The crane swung out over the curved cover of the cargo cell and the synth alighted elegantly on the top, looking down on us.
“Elias Ryker,” he said, and his voice was not much smoother than the tannoy had been. Someone had done a real cut-rate job on the vocal cords. He shook his head. “We thought we’d seen the last of you. How short the legislature’s memory.”
“Carnage?” Ortega lifted a hand to shade against the sudden sunlight. “That you?”
The synthetic bowed faintly and stowed the tannoy mike inside his jacket. He began to pick his way down the sloping cell cover.
“Emcee Carnage, at your service, officers. And pray what have we done to offend today?”
I said nothing. From the sound of it, I was supposed to know this Carnage, and I didn’t have enough to work with at the moment. Remembering what Ortega had told me, I fixed the approaching synth with a blank stare, and hoped I was being sufficiently Ryker-like.

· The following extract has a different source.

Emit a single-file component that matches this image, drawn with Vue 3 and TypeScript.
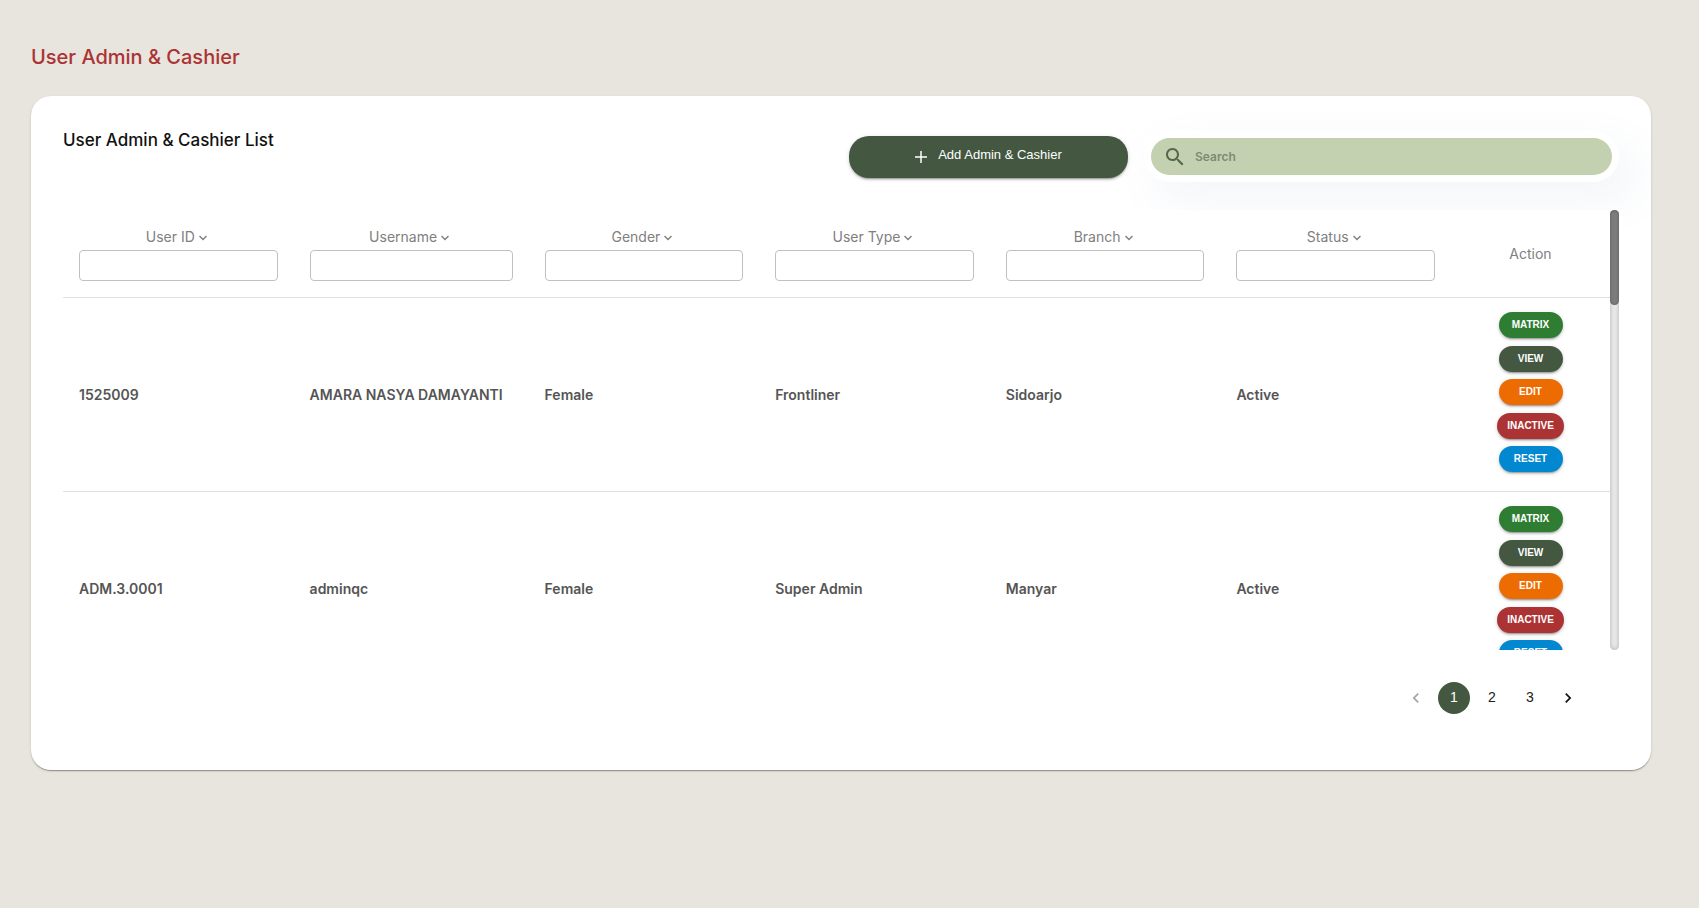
<script setup lang="ts">
import { computed, ref } from 'vue'

interface Column {
  key: string
  label: string
}

interface User {
  id: string
  username: string
  gender: string
  type: string
  branch: string
  status: string
}

const columns: Column[] = [
  { key: 'id', label: 'User ID' },
  { key: 'username', label: 'Username' },
  { key: 'gender', label: 'Gender' },
  { key: 'type', label: 'User Type' },
  { key: 'branch', label: 'Branch' },
  { key: 'status', label: 'Status' },
]

const users: User[] = [
  { id: '1525009', username: 'AMARA NASYA DAMAYANTI', gender: 'Female', type: 'Frontliner', branch: 'Sidoarjo', status: 'Active' },
  { id: 'ADM.3.0001', username: 'adminqc', gender: 'Female', type: 'Super Admin', branch: 'Manyar', status: 'Active' },
]

const actions = ['matrix', 'view', 'edit', 'inactive', 'reset']
const pages = [1, 2, 3]
const page = ref(1)
const search = ref('')

// Thumb size: visible height against a full page of rows plus the header.
const viewport = 440
const rowHeight = 194
const headHeight = 88
const pageSize = 10
const thumbHeight = computed(() => Math.round((viewport * viewport) / (headHeight + rowHeight * pageSize)) + 'px')
</script>

<template>
  <main class="page">
    <h1 class="page-title">User Admin &amp; Cashier</h1>

    <section class="card">
      <header class="toolbar">
        <h2 class="list-title">User Admin &amp; Cashier List</h2>
        <button type="button" class="add">
          <svg viewBox="0 0 12 12" class="plus" aria-hidden="true"><path d="M6 0v12M0 6h12" /></svg>
          <span>Add Admin &amp; Cashier</span>
        </button>
        <div class="search-shell">
          <label class="search">
            <svg viewBox="0 0 24 24" class="search-icon" aria-hidden="true">
              <path d="M15.5 14h-.79l-.28-.27C15.41 12.59 16 11.11 16 9.5 16 5.91 13.09 3 9.5 3S3 5.91 3 9.5 5.91 16 9.5 16c1.61 0 3.09-.59 4.23-1.57l.27.28v.79l5 4.99L20.49 19l-4.99-5zm-6 0C7.01 14 5 11.99 5 9.5S7.01 5 9.5 5 14 7.01 14 9.5 11.99 14 9.5 14z" />
            </svg>
            <input v-model="search" type="text" placeholder="Search" aria-label="Search" />
          </label>
        </div>
      </header>

      <div class="table-area">
        <div class="table-scroll">
          <table>
            <colgroup>
              <col v-for="c in columns" :key="c.key" :class="'col-' + c.key" />
              <col class="col-action" />
            </colgroup>
            <thead>
              <tr>
                <th v-for="c in columns" :key="c.key" scope="col">
                  <label class="head-label" :for="'filter-' + c.key">
                    {{ c.label }}
                    <svg viewBox="0 0 8 6" class="chevron" aria-hidden="true"><path d="M0.5 1l3.5 3.5L7.5 1" /></svg>
                  </label>
                  <input :id="'filter-' + c.key" type="text" class="filter" />
                </th>
                <th scope="col">Action</th>
              </tr>
            </thead>
            <tbody>
              <tr v-for="u in users" :key="u.id">
                <td>{{ u.id }}</td>
                <td>{{ u.username }}</td>
                <td>{{ u.gender }}</td>
                <td>{{ u.type }}</td>
                <td>{{ u.branch }}</td>
                <td>{{ u.status }}</td>
                <td class="action-cell">
                  <div class="actions">
                    <button v-for="a in actions" :key="a" type="button" class="action" :class="a">{{ a.toUpperCase() }}</button>
                  </div>
                </td>
              </tr>
            </tbody>
          </table>
        </div>
        <div class="track" aria-hidden="true">
          <div class="thumb" :style="{ height: thumbHeight }"></div>
        </div>
      </div>

      <nav class="pagination" aria-label="Pages">
        <button type="button" class="page-button" aria-label="Previous page" disabled>
          <svg viewBox="0 0 24 24" class="arrow" aria-hidden="true"><path d="M15.41 7.41L14 6l-6 6 6 6 1.41-1.41L10.83 12z" /></svg>
        </button>
        <button
          v-for="p in pages"
          :key="p"
          type="button"
          class="page-button"
          :class="{ current: p === page }"
          @click="page = p"
        >{{ p }}</button>
        <button type="button" class="page-button" aria-label="Next page">
          <svg viewBox="0 0 24 24" class="arrow" aria-hidden="true"><path d="M10 6L8.59 7.41 13.17 12l-4.58 4.59L10 18l6-6z" /></svg>
        </button>
      </nav>
    </section>
  </main>
</template>

<style>
body {
  background: #e8e5de;
}
</style>

<style scoped>
.page {
  padding: 41px 48px 40px 31px;
  font-family: Inter, "Liberation Sans", sans-serif;
}

.page,
.page * {
  box-sizing: border-box;
}

.page-title {
  margin: 0 0 23px;
  font-size: 20px;
  line-height: 32px;
  font-weight: 500;
  color: #ab3333;
}

.card {
  padding: 32px 32px 56px;
  overflow: hidden;
  border-radius: 20px;
  background: #fff;
  box-shadow: 0 2px 1px -1px rgba(0, 0, 0, 0.2), 0 1px 1px rgba(0, 0, 0, 0.14), 0 1px 3px rgba(0, 0, 0, 0.12);
}

.toolbar {
  display: flex;
  align-items: flex-start;
}

.list-title {
  flex: 1;
  margin: 0;
  font-size: 17px;
  line-height: 24px;
  font-weight: 500;
  color: #111;
}

.add {
  display: flex;
  flex: 0 1 279px;
  align-items: center;
  justify-content: center;
  gap: 11px;
  height: 42px;
  margin: 8px 16px 0 0;
  padding: 0 0 2px;
  border: 0;
  border-radius: 20px;
  background: #445841;
  box-shadow: 0 3px 1px -2px rgba(0, 0, 0, 0.2), 0 2px 2px rgba(0, 0, 0, 0.14), 0 1px 5px rgba(0, 0, 0, 0.12);
  color: #fff;
  font: 500 13px/24px "Liberation Sans", Arial, sans-serif;
}

.add span {
  padding-bottom: 2px;
}

.plus {
  width: 12px;
  height: 12px;
  margin-top: 2px;
  fill: none;
  stroke: #fff;
  stroke-width: 1.5;
}

.search-shell {
  flex: 0 1 475px;
  margin-top: 3px;
  padding: 7px;
  border-radius: 30px;
  background: #fff;
  box-shadow: 14px 17px 40px 4px rgba(112, 144, 176, 0.08);
}

.search {
  display: flex;
  align-items: center;
  height: 37px;
  padding-left: 12px;
  border-radius: 20px;
  background: #c4d1b0;
}

.search-icon {
  flex: none;
  width: 24px;
  height: 24px;
  margin-right: 8px;
  fill: #55664d;
}

.search input {
  flex: 1;
  min-width: 0;
  padding: 0;
  border: 0;
  outline: 0;
  background: transparent;
  font: 600 12px/20px Inter, sans-serif;
  color: #445841;
}

.search input::placeholder {
  color: #7e8a74;
  opacity: 1;
}

.table-area {
  position: relative;
  display: flex;
  height: 440px;
  margin-top: 28px;
  background: #fff;
}

.table-scroll {
  flex: 1;
  min-width: 0;
  overflow-y: auto;
  scrollbar-width: none;
}

.track {
  flex: none;
  width: 9px;
  border-radius: 5px;
  background: #e8e8e8;
  box-shadow: inset 0 0 4px rgba(0, 0, 0, 0.25);
}

.thumb {
  border-radius: 5px;
  background: #7c7c7c;
  box-shadow: inset 0 0 3px rgba(0, 0, 0, 0.3);
}

table {
  width: 100%;
  border-collapse: separate;
  border-spacing: 0;
  table-layout: fixed;
}

.col-username {
  width: 235px;
}

.col-action {
  width: 159px;
}

th,
td {
  border-bottom: 1px solid #e0e0e0;
  font-size: 14px;
  line-height: 24px;
}

th {
  padding: 16px;
  font-weight: 400;
  color: #808080;
  text-align: center;
}

td {
  padding: 0 16px;
  font-weight: 600;
  color: #555;
  white-space: nowrap;
}

.head-label {
  display: flex;
  align-items: center;
  justify-content: center;
  gap: 4px;
  height: 24px;
  padding: 0 4px 2px 0;
  line-height: 22px;
}

.chevron {
  width: 8px;
  height: 6px;
  margin-top: 2px;
  fill: none;
  stroke: #808080;
  stroke-width: 1.5;
}

.filter {
  display: block;
  width: 100%;
  height: 31px;
  padding: 0 8px;
  border: 1px solid #c0c0c0;
  border-radius: 4px;
  background: #fff;
  font: 400 14px/20px Inter, sans-serif;
}

.action-cell {
  padding: 14px 16px 19px;
}

.actions {
  display: flex;
  flex-direction: column;
  align-items: center;
  justify-content: space-between;
  height: 160px;
}

.action {
  min-width: 64px;
  height: 26px;
  padding: 0 10px;
  border: 0;
  border-radius: 13px;
  box-shadow: 0 3px 1px -2px rgba(0, 0, 0, 0.2), 0 2px 2px rgba(0, 0, 0, 0.14), 0 1px 5px rgba(0, 0, 0, 0.12);
  color: #fff;
  font: 700 10px/18px "Liberation Sans", Arial, sans-serif;
}

.matrix {
  background: #2e7d32;
}

.view {
  background: #445841;
}

.edit {
  background: #ed6c02;
}

.inactive {
  background: #ab3333;
}

.reset {
  background: #0288d1;
}

.pagination {
  display: flex;
  justify-content: flex-end;
  gap: 6px;
  margin-top: 32px;
  padding-right: 35px;
}

.page-button {
  display: flex;
  align-items: center;
  justify-content: center;
  width: 32px;
  height: 32px;
  padding: 0 0 2px;
  border: 0;
  border-radius: 16px;
  background: transparent;
  color: #212121;
  font: 400 14px/20px "Liberation Sans", Arial, sans-serif;
}

.page-button.current {
  background: #445841;
  color: #fff;
}

.page-button:disabled {
  opacity: 0.38;
}

.arrow {
  width: 20px;
  height: 20px;
  margin-top: 2px;
  fill: #111;
}
</style>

The synthetic reached the edge of the cell cover and jumped down. Up close, I saw that it wasn’t only the vocal cords that were crude. This body was so far from the one Trepp had been using when I torched her, it was barely deserving of the same name. I wondered briefly if it was some kind of antique. The black hair was coarse and enamelled-looking, the face slack silicoflesh, the pale blue eyes clearly logo’d across the white. The body looked solid, but a little too solid, and the arms were slightly wrong, reminiscent of snakes rather than limbs. The hands at the ends of the cuffs were smooth and lineless. The synth offered one featureless palm, as if for inspection.
“Well?” he asked gently.
“Routine check, Carnage,” said Ortega, helping me out. “Been some bomb threats on tonight’s fight. We’re here to have a look.”
Carnage laughed, jarringly. “As if you cared.”

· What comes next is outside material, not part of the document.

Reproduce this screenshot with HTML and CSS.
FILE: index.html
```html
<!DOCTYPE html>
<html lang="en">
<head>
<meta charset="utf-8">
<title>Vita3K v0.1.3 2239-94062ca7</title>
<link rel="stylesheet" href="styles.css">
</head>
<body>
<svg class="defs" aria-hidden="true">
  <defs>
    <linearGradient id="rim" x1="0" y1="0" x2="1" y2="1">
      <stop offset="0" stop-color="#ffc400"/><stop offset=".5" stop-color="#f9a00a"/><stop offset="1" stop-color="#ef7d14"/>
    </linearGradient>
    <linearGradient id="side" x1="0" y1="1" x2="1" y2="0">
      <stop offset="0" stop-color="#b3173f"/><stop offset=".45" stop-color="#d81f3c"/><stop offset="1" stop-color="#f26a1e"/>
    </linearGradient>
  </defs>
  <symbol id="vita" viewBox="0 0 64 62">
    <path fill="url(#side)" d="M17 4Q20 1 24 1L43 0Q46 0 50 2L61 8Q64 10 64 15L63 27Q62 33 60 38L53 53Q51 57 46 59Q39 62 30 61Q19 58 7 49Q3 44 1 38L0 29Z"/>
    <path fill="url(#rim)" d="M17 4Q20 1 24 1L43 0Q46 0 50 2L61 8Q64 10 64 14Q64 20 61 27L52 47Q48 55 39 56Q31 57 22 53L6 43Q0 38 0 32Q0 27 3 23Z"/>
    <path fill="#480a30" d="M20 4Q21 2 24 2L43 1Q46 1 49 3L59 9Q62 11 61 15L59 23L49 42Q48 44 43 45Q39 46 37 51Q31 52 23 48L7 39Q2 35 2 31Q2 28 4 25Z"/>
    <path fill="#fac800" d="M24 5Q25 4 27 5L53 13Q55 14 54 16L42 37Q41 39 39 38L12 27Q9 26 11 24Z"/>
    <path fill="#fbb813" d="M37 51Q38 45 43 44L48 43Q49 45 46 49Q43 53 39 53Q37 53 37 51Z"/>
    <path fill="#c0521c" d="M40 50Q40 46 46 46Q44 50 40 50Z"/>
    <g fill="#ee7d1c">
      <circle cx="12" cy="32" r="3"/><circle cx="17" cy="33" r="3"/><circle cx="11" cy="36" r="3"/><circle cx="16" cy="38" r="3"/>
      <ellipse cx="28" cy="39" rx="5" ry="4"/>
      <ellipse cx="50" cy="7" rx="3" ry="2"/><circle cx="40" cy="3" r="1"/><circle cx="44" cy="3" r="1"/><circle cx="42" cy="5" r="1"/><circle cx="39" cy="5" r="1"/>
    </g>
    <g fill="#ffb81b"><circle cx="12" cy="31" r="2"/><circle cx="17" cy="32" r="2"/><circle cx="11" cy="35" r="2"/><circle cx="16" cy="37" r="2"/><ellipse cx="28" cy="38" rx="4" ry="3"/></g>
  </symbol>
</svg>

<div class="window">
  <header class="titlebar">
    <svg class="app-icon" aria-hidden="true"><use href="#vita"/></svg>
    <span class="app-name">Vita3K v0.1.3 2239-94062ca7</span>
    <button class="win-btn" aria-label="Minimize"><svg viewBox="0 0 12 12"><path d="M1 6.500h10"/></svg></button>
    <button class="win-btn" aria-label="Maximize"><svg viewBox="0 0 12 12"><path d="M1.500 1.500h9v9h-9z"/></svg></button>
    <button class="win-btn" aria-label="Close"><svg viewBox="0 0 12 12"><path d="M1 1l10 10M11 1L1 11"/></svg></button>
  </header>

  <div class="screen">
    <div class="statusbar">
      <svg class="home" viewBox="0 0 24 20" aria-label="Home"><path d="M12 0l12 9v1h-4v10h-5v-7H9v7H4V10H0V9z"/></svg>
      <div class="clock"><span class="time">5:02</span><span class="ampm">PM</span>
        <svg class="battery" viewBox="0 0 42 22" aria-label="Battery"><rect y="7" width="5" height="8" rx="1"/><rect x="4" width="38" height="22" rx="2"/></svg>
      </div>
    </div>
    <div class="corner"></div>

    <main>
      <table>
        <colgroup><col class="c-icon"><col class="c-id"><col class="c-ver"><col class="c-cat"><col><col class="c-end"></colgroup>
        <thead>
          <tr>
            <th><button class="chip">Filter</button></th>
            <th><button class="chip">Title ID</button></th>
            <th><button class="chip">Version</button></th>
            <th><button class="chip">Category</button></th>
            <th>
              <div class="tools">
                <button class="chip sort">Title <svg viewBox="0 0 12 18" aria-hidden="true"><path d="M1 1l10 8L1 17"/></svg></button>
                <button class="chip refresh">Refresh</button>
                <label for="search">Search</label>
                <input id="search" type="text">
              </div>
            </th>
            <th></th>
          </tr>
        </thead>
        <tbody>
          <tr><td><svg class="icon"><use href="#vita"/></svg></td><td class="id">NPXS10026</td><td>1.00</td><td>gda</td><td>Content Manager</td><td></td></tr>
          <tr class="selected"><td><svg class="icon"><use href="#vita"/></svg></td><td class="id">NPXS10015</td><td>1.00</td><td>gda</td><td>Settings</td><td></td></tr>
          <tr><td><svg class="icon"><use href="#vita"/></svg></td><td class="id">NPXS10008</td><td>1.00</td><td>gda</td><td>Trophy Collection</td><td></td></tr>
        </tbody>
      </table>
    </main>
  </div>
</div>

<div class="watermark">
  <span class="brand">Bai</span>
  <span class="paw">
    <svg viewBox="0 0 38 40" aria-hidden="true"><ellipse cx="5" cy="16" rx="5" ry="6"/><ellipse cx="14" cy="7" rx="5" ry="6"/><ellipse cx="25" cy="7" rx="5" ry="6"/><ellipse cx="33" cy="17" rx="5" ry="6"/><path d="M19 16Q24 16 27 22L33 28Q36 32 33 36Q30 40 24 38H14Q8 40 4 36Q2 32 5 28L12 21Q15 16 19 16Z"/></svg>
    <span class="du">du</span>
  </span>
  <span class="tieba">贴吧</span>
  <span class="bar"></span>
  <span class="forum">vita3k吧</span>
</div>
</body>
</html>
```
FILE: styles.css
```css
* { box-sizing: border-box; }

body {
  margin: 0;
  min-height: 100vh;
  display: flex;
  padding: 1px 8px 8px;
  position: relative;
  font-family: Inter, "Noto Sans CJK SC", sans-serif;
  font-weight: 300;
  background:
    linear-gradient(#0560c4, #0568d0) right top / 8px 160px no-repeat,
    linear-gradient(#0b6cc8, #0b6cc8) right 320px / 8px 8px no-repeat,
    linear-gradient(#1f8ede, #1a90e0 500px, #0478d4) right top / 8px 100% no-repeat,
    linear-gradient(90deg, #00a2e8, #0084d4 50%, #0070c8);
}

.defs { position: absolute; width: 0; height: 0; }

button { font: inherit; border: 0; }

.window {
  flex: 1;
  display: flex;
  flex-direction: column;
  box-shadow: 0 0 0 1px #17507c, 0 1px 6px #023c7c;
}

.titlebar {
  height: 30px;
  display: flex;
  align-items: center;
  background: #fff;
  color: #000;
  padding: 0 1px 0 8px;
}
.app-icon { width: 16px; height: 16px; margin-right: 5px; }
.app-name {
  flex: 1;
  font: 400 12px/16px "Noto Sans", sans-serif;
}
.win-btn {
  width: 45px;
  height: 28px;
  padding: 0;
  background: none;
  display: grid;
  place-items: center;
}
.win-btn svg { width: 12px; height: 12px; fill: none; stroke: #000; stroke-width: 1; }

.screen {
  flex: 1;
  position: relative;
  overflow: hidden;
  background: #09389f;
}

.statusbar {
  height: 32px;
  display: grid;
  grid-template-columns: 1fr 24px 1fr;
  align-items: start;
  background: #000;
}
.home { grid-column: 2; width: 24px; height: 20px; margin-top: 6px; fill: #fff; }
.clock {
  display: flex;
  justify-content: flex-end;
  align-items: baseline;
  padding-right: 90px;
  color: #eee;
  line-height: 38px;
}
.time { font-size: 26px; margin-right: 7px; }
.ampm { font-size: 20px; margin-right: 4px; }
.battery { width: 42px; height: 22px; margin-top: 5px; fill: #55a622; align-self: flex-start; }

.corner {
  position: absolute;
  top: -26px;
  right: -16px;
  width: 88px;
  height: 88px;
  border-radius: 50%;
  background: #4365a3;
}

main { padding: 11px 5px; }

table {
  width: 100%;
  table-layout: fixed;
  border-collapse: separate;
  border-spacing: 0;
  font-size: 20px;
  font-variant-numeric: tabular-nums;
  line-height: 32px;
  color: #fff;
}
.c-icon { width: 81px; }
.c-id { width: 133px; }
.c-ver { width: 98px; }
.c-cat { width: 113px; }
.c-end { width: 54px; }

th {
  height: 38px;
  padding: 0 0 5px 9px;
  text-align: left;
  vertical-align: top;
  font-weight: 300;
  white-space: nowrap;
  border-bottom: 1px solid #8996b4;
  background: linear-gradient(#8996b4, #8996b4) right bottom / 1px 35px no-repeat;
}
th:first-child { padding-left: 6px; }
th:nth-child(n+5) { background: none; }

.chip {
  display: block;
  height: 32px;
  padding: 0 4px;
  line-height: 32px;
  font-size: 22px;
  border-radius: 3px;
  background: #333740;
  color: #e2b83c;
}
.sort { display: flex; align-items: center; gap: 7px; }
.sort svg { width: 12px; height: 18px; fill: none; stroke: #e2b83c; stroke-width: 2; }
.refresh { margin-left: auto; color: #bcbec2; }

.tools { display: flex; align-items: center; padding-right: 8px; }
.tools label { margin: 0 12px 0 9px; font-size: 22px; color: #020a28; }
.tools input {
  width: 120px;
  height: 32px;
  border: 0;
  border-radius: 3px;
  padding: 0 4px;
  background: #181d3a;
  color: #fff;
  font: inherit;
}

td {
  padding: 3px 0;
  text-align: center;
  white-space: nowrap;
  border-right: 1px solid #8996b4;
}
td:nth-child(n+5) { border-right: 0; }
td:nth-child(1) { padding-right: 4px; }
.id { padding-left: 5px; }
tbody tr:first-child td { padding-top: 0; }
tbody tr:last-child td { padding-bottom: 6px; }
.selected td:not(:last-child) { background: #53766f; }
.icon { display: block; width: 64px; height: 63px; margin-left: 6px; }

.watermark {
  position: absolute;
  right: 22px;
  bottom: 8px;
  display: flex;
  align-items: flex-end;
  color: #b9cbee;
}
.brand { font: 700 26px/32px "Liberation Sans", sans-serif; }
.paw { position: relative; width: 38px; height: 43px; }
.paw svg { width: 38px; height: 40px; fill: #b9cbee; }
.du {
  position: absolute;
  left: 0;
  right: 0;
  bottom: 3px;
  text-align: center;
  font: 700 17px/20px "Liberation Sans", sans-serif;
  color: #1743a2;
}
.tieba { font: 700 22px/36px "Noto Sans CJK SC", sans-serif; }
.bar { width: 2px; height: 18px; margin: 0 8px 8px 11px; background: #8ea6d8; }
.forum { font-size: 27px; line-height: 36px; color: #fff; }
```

“Well, like I said,” Ortega answered evenly, “it’s routine.”
“Oh well, you’d better come along then.” The synthetic sighed and nodded at me. “What’s the matter with him? Did they lose his speech functions in the stack?”
We followed him towards the back of the ship and found ourselves skirting the pit formed by the rolled-back cover of the rearmost cargo cell. I glanced down inside and saw a circular white fighting ring, walled on four sides by slopes of steel and plastic seating. Banks of lighting equipment were strung above but there were none of the spiky spherical units I associated with telemetry. In the centre of the ring, someone was knelt, painting a design on the mat by hand. He looked up as we passed.
“Thematic,” said Carnage, seeing where I was looking. “Means something in Arabic. This season’s fights are all themed around Protectorate police actions. Tonight it’s Sharya. Right Hand of God Martyrs versus Protec Marines. Hand to hand, no blades over ten centimetres.”
“Bloodbath, in other words,” said Ortega.
The synth shrugged. “What the public wants, the public pays for. I understand it is possible to inflict an outright mortal wound with a ten-centimetre blade. Just very difficult. A real test of skill, they say. This way.”
We went down a narrow companionway into the body of the ship, our own footsteps clanging around us in the tight confines.
“Arenas first, I presume,” Carnage shouted above the echoes.
“No, let’s see the tanks first,” suggested Ortega.